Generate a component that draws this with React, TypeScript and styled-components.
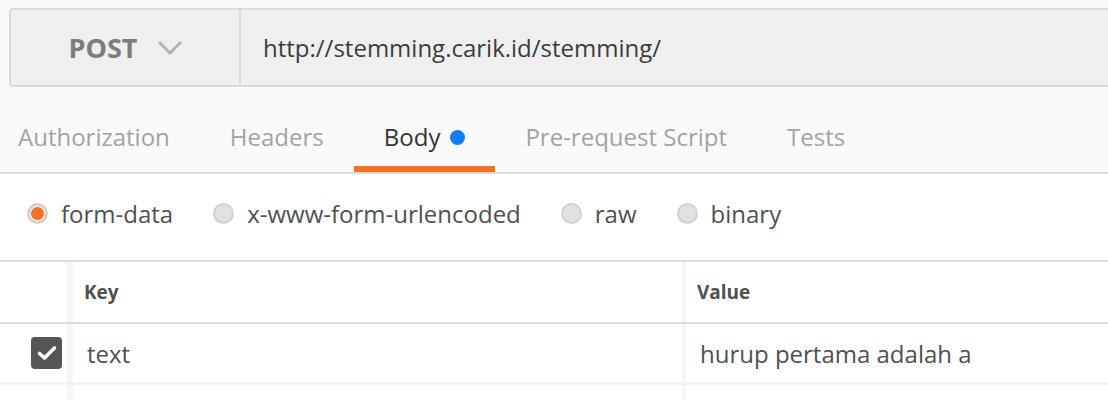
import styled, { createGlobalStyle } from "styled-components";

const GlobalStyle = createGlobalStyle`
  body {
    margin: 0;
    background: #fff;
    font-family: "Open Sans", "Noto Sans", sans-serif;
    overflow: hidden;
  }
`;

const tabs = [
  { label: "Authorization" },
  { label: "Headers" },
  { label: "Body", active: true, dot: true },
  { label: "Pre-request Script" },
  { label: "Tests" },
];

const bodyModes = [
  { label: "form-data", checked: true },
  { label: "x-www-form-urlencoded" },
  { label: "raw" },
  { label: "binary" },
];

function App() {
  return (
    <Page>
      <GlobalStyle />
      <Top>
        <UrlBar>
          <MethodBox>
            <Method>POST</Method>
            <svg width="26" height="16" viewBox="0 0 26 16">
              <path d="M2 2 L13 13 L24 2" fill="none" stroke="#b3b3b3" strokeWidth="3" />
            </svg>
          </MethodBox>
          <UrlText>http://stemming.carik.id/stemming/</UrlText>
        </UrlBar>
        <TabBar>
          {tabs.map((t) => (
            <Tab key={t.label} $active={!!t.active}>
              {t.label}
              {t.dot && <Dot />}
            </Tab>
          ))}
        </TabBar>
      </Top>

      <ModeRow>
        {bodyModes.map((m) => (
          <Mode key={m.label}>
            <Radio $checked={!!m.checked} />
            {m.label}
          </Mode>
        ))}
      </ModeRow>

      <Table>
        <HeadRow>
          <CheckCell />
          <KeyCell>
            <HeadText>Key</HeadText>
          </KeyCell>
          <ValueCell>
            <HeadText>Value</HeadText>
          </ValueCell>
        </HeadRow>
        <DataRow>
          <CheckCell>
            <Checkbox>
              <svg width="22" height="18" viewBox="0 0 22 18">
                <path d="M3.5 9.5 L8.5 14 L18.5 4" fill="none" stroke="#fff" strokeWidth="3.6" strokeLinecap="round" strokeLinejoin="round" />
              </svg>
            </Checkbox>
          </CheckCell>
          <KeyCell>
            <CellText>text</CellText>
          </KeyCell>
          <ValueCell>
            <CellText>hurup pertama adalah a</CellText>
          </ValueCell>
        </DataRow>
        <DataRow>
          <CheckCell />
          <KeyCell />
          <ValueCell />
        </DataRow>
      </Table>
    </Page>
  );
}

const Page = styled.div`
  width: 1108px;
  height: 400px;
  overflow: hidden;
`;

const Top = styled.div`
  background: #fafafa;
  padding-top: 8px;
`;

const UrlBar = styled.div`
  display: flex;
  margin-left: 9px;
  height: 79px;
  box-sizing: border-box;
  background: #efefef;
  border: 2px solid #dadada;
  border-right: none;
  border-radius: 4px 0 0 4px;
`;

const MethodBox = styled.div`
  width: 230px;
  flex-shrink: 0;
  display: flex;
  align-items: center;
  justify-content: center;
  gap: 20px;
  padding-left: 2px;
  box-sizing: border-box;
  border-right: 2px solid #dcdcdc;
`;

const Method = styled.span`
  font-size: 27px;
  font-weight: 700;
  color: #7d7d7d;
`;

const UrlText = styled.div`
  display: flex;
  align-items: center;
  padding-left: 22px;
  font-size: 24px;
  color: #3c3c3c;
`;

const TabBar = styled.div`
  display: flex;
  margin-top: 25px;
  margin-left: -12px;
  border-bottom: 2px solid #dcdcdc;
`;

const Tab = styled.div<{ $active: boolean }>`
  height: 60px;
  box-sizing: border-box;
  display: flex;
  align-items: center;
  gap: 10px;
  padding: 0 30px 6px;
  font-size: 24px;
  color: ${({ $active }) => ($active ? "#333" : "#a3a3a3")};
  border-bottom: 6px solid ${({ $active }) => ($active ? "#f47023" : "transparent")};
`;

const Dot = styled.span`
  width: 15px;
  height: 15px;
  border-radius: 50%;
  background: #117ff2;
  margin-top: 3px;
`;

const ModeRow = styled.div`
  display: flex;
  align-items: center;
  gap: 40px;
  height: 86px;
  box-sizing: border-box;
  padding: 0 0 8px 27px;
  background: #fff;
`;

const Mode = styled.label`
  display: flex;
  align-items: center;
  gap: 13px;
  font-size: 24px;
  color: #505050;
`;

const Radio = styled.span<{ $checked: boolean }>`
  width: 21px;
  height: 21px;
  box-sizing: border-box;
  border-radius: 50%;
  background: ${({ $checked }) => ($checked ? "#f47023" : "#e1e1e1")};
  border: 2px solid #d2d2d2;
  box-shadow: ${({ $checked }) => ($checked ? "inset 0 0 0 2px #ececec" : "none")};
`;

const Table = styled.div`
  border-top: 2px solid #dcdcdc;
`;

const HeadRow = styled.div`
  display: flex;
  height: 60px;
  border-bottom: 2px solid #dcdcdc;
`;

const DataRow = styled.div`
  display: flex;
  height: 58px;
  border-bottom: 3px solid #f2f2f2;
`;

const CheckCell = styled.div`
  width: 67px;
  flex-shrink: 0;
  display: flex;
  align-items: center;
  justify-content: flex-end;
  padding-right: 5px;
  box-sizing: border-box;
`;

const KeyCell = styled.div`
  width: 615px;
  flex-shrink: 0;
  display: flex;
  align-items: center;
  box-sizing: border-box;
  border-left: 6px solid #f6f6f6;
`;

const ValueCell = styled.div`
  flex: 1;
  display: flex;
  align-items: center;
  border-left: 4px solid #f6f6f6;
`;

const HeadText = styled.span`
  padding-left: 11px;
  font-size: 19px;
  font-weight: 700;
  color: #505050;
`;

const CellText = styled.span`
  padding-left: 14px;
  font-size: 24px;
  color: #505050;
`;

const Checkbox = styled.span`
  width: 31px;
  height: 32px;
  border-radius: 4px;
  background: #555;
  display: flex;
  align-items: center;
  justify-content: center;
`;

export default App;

> _What you should do_:
For the listing above, identify each line bearing "components".

> _Response_:
Generate a component that draws this with React, TypeScript and styled-components.
import styled, { createGlobalStyle } from "styled-components";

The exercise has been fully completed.